[START RECORD EXTRACTS]

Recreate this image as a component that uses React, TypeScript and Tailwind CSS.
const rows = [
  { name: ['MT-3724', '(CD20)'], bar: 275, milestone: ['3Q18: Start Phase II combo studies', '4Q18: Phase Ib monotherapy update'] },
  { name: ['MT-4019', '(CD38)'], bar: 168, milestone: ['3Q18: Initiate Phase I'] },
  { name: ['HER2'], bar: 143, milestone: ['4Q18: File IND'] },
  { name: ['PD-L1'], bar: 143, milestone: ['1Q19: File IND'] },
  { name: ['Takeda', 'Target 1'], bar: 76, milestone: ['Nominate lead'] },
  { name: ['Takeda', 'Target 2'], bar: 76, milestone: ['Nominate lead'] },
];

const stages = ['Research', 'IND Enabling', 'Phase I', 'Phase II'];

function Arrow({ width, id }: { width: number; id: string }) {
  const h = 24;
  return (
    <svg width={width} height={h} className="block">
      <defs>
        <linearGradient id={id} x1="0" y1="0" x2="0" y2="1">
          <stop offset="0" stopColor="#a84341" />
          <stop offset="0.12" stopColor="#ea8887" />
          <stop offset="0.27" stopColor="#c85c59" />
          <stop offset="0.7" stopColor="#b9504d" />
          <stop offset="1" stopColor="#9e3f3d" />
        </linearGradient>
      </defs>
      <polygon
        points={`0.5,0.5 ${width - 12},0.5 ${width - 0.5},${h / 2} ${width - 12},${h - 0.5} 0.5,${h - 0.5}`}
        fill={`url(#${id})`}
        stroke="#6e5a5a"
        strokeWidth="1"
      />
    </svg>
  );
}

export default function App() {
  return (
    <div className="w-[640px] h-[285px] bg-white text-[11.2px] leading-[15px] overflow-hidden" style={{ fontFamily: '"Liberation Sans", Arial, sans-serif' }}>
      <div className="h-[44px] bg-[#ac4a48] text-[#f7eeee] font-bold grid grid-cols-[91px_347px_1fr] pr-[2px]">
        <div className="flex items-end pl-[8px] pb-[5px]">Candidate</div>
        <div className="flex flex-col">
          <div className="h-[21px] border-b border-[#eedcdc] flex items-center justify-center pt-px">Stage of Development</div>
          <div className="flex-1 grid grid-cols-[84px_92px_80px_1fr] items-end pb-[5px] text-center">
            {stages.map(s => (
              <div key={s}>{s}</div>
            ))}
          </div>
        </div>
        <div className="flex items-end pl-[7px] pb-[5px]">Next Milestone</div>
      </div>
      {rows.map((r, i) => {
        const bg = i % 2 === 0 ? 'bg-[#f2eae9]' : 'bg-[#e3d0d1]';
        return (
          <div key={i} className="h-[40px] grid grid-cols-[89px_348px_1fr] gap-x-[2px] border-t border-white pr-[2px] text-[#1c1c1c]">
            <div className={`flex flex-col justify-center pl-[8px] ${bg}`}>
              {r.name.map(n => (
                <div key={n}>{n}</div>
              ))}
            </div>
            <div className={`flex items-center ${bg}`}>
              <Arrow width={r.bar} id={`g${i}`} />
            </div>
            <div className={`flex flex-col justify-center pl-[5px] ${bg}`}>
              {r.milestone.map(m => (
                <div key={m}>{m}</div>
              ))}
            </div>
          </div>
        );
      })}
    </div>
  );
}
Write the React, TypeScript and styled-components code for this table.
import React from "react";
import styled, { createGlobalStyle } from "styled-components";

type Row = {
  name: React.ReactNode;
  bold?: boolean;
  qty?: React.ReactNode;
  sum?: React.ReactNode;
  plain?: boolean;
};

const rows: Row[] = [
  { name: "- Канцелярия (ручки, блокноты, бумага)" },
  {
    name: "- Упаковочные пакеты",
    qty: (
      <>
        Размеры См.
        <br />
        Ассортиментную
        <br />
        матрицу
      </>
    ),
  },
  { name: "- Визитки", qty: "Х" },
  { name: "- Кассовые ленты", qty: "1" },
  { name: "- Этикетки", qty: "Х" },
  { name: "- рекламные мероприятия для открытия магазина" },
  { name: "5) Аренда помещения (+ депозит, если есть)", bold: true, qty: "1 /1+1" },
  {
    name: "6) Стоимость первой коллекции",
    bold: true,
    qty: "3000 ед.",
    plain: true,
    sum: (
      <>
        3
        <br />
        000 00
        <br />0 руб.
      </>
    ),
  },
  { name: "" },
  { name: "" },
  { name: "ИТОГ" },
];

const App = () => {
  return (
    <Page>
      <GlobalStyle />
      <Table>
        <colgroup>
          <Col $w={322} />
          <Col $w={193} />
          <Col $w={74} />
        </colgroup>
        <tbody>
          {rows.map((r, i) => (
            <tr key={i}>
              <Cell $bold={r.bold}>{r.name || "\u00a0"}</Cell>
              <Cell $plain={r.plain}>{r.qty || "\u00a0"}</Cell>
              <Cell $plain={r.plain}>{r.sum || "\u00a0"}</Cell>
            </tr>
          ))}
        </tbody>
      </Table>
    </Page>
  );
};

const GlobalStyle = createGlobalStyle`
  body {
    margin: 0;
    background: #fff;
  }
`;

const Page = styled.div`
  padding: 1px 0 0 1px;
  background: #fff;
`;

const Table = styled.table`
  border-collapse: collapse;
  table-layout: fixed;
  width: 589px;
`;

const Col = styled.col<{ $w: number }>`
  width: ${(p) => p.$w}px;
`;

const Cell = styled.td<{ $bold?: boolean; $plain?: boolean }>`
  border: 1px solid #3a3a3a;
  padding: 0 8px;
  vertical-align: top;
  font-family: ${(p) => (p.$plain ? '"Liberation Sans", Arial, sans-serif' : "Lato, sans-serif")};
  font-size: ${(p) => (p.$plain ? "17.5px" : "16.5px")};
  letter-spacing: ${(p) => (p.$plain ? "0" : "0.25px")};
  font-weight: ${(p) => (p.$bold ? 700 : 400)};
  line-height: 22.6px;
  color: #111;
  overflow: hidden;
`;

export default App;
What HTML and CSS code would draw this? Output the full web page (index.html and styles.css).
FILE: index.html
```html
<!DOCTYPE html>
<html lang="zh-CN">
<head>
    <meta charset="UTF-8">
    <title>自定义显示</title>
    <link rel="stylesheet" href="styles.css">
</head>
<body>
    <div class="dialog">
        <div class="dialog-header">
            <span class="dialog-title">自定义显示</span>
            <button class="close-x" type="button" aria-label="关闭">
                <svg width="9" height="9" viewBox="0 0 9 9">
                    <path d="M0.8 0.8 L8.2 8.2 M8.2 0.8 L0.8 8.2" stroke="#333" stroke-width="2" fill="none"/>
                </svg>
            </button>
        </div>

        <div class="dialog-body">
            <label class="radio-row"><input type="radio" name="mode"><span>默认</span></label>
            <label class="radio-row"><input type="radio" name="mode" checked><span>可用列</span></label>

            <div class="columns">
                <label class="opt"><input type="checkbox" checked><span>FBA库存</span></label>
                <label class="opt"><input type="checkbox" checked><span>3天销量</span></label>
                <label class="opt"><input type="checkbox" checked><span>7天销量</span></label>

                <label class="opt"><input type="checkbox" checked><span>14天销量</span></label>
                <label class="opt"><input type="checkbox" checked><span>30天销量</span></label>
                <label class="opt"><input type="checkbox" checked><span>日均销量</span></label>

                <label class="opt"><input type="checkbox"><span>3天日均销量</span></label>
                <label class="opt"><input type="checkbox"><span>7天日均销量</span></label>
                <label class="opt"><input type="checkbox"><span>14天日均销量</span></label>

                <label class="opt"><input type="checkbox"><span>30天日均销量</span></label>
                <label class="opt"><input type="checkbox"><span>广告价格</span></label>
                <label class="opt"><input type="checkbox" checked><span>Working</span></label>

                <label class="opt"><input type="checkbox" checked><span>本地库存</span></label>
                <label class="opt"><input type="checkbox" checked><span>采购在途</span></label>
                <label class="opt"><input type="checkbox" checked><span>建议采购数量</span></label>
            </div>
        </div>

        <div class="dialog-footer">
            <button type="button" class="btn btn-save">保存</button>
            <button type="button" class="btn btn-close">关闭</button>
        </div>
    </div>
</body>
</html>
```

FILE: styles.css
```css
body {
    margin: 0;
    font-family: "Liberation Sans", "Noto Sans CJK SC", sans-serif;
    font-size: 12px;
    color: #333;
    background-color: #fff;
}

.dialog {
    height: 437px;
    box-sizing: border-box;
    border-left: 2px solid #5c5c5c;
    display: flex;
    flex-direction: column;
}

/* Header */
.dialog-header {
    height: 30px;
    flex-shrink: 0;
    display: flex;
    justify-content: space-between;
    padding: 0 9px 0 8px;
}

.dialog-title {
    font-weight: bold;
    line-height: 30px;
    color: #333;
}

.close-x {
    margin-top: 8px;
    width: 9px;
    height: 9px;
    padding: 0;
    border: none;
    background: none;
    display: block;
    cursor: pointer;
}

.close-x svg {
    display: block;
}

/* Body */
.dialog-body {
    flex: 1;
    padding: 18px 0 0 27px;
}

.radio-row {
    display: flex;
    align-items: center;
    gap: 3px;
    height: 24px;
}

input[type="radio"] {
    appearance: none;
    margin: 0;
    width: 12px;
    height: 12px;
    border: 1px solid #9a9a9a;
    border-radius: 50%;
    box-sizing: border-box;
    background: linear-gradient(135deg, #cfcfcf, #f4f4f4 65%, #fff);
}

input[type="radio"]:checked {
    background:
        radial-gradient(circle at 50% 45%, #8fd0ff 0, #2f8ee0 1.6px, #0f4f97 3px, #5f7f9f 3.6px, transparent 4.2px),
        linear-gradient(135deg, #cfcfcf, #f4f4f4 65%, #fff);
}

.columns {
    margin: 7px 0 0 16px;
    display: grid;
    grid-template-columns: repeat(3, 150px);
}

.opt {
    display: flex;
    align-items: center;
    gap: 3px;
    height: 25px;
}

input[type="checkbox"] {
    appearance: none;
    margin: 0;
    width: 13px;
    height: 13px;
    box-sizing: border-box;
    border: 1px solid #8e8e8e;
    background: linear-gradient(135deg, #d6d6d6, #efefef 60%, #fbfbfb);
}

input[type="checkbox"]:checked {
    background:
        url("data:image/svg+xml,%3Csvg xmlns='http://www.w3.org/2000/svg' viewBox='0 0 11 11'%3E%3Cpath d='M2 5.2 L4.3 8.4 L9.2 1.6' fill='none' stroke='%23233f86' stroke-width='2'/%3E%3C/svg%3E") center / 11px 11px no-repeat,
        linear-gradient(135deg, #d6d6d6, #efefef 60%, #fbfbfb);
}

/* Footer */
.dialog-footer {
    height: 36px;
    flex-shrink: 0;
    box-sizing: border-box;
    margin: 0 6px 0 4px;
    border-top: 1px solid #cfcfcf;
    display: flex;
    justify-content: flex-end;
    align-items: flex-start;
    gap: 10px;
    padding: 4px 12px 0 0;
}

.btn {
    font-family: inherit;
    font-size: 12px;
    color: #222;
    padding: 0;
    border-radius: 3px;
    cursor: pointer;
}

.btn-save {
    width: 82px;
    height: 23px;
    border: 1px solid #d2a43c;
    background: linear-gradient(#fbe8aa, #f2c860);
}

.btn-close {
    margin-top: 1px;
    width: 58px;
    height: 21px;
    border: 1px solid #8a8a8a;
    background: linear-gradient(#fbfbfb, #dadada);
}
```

[END RECORD EXTRACTS]
[START RECORD EXTRACTS]

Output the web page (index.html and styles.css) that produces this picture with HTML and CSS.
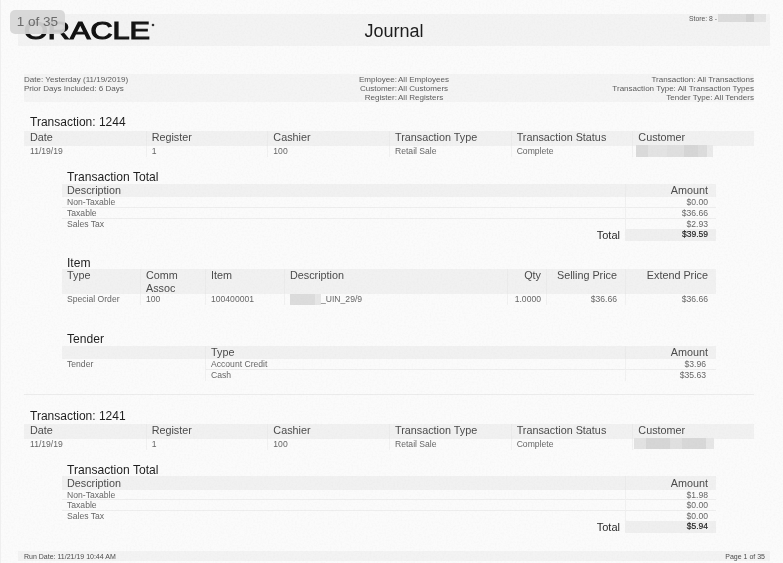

[END RECORD EXTRACTS]
[START RECORD EXTRACTS]

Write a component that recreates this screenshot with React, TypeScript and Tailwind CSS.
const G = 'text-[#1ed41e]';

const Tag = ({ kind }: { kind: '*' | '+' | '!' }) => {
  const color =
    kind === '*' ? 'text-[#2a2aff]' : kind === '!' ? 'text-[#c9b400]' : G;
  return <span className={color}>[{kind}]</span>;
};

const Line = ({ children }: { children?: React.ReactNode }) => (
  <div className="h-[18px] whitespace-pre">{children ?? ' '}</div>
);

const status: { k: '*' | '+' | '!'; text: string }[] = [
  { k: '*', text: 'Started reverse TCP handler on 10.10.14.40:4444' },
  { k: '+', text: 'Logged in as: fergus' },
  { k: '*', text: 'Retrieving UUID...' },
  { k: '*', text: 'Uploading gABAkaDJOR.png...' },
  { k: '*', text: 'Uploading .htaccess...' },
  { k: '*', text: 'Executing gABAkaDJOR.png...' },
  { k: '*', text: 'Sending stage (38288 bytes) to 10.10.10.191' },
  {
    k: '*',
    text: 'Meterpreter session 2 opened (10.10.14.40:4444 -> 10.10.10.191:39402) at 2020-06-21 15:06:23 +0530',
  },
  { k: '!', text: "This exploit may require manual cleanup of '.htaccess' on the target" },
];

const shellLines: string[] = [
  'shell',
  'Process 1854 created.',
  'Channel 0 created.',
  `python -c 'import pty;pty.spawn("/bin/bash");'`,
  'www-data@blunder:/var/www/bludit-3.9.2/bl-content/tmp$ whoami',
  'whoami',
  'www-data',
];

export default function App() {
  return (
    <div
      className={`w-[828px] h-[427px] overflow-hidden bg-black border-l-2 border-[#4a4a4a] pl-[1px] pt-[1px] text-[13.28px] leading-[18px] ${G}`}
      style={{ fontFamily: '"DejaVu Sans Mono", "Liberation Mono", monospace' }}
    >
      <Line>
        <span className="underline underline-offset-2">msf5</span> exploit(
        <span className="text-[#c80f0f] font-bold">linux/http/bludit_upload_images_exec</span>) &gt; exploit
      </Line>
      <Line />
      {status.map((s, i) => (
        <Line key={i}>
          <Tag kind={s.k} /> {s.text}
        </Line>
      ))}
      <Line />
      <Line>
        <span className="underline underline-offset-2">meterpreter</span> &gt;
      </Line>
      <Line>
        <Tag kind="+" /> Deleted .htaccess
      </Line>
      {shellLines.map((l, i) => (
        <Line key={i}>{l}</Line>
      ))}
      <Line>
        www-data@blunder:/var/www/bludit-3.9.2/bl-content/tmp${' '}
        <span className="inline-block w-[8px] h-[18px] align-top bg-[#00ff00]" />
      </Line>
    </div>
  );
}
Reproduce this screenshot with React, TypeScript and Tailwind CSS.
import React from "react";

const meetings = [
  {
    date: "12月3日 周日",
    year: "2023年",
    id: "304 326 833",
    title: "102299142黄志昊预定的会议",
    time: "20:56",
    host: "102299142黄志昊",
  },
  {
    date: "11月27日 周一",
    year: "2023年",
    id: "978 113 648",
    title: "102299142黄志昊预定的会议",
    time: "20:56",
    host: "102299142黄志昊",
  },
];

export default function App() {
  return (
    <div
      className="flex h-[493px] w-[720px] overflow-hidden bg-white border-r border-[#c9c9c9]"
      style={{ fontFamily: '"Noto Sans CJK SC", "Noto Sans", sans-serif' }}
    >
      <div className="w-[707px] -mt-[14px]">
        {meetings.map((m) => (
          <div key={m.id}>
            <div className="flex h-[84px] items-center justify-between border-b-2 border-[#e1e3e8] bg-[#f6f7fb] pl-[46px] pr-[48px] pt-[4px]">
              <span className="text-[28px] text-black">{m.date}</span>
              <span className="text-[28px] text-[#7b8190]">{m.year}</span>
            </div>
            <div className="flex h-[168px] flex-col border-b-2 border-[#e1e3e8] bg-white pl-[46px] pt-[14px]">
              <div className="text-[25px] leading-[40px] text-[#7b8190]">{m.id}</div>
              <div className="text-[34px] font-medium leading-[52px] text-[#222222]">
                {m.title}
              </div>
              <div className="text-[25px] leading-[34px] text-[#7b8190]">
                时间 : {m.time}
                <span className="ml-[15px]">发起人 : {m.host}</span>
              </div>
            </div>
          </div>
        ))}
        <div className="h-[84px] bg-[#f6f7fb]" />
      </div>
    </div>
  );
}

[END RECORD EXTRACTS]

§ STATED EXERCISE
Proceeding from the line containing "Recreate this image" through the line containing "const stages = ['Research', 'IND", transcribe the lines above exactly, both end lines included.

§ SOLUTION TO THE PROBLEM
Recreate this image as a component that uses React, TypeScript and Tailwind CSS.
const rows = [
  { name: ['MT-3724', '(CD20)'], bar: 275, milestone: ['3Q18: Start Phase II combo studies', '4Q18: Phase Ib monotherapy update'] },
  { name: ['MT-4019', '(CD38)'], bar: 168, milestone: ['3Q18: Initiate Phase I'] },
  { name: ['HER2'], bar: 143, milestone: ['4Q18: File IND'] },
  { name: ['PD-L1'], bar: 143, milestone: ['1Q19: File IND'] },
  { name: ['Takeda', 'Target 1'], bar: 76, milestone: ['Nominate lead'] },
  { name: ['Takeda', 'Target 2'], bar: 76, milestone: ['Nominate lead'] },
];

const stages = ['Research', 'IND Enabling', 'Phase I', 'Phase II'];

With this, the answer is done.